Task instructions — Go through the material and pull out every line with the string "page" in it.

(Saved entries)
— START —
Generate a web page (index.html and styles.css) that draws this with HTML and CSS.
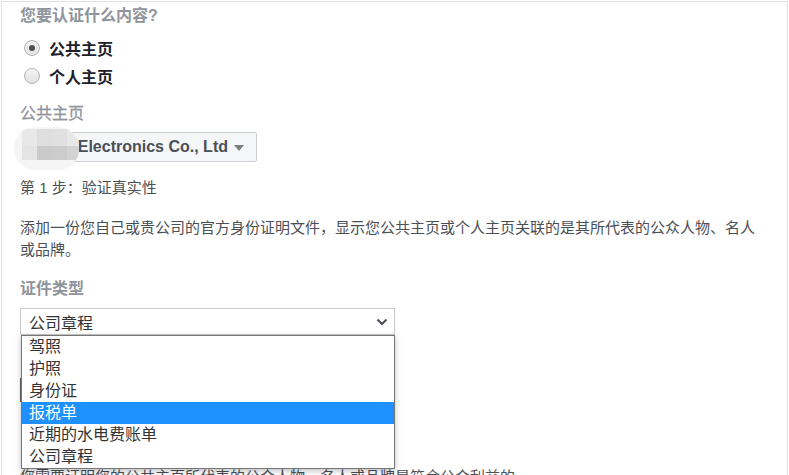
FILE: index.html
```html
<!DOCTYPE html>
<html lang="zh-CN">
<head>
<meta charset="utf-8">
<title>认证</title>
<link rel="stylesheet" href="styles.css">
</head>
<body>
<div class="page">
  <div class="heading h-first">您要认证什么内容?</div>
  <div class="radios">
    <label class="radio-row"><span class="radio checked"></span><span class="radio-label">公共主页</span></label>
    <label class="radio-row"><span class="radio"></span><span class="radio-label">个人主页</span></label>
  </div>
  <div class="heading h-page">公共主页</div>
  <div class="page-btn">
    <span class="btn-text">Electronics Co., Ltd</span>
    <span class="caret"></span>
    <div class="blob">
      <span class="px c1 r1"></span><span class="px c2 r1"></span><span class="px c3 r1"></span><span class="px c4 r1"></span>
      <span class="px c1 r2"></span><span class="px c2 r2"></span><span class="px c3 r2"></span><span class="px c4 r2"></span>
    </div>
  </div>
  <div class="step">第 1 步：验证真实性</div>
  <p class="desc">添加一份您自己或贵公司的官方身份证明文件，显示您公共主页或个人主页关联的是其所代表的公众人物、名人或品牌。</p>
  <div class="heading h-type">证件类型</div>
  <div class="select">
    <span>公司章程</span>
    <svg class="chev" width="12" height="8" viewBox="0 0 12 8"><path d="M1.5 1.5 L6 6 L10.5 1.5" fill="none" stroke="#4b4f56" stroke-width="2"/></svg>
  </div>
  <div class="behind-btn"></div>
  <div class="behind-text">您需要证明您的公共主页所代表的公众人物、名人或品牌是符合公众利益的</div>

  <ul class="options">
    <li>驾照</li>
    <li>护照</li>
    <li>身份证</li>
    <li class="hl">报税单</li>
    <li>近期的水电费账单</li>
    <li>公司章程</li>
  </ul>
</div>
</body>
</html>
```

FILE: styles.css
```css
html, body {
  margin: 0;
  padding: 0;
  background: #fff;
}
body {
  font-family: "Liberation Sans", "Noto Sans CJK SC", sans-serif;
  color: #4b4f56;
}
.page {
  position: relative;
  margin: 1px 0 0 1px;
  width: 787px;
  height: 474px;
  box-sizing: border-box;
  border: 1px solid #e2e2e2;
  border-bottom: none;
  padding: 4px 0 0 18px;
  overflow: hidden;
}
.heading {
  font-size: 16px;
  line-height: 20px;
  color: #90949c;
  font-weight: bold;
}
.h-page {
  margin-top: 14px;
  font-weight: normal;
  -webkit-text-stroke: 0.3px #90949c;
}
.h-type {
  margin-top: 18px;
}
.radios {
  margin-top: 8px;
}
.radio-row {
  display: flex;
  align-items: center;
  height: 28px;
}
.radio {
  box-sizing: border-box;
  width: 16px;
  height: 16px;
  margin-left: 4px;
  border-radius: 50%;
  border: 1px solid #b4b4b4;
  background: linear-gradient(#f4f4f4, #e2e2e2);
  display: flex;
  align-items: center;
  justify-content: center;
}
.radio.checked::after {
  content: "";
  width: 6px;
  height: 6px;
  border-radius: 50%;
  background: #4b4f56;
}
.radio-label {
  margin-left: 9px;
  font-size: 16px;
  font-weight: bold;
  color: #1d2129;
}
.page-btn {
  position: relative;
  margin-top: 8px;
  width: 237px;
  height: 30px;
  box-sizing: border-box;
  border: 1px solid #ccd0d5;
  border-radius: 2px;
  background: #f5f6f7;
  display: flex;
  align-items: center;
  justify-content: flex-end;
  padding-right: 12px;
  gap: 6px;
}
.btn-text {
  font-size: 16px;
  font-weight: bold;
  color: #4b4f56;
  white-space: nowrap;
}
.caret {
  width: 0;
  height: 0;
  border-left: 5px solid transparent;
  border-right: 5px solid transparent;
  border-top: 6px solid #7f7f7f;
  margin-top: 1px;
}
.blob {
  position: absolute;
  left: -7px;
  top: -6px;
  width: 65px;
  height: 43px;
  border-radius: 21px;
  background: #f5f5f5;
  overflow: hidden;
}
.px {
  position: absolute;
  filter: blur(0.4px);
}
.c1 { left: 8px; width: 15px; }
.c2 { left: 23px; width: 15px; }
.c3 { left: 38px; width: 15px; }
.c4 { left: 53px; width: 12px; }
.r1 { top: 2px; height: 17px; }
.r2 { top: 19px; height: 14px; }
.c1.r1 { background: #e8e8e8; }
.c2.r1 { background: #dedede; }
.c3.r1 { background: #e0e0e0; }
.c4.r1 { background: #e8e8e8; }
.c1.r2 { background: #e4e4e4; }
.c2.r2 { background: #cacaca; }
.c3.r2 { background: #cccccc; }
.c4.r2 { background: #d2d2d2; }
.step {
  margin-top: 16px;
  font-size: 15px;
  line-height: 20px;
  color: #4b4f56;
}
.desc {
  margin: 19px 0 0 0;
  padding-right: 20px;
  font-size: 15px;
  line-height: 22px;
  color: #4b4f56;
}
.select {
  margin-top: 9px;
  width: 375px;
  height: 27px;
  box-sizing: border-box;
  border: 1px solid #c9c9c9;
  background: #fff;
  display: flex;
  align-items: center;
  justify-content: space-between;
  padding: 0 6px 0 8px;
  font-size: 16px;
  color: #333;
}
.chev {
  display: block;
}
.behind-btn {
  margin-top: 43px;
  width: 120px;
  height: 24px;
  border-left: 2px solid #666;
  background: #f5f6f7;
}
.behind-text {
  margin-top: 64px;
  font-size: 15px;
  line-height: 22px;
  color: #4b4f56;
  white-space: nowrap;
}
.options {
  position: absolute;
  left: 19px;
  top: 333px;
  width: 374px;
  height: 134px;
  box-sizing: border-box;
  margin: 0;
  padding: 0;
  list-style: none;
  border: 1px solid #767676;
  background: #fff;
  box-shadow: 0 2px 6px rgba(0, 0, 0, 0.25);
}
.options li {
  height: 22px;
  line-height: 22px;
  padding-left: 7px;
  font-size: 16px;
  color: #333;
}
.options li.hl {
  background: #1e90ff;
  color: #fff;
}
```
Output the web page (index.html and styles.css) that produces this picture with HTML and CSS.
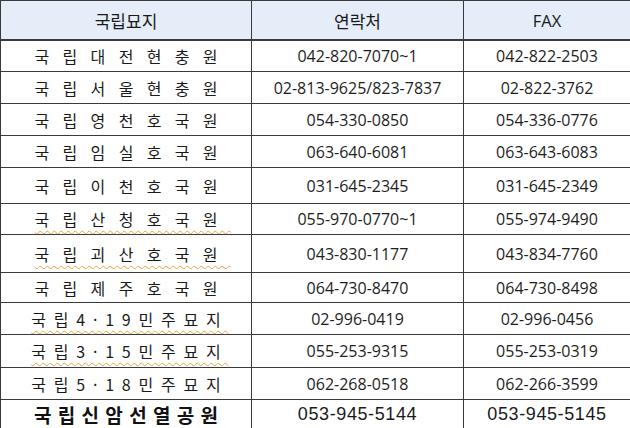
— END —
Answer for the task —
Generate a web page (index.html and styles.css) that draws this with HTML and CSS.
<div class="page">
  <div class="heading h-page">公共主页</div>
  <div class="page-btn">
.page {
.h-page {
.page-btn {
Output the web page (index.html and styles.css) that produces this picture with HTML and CSS.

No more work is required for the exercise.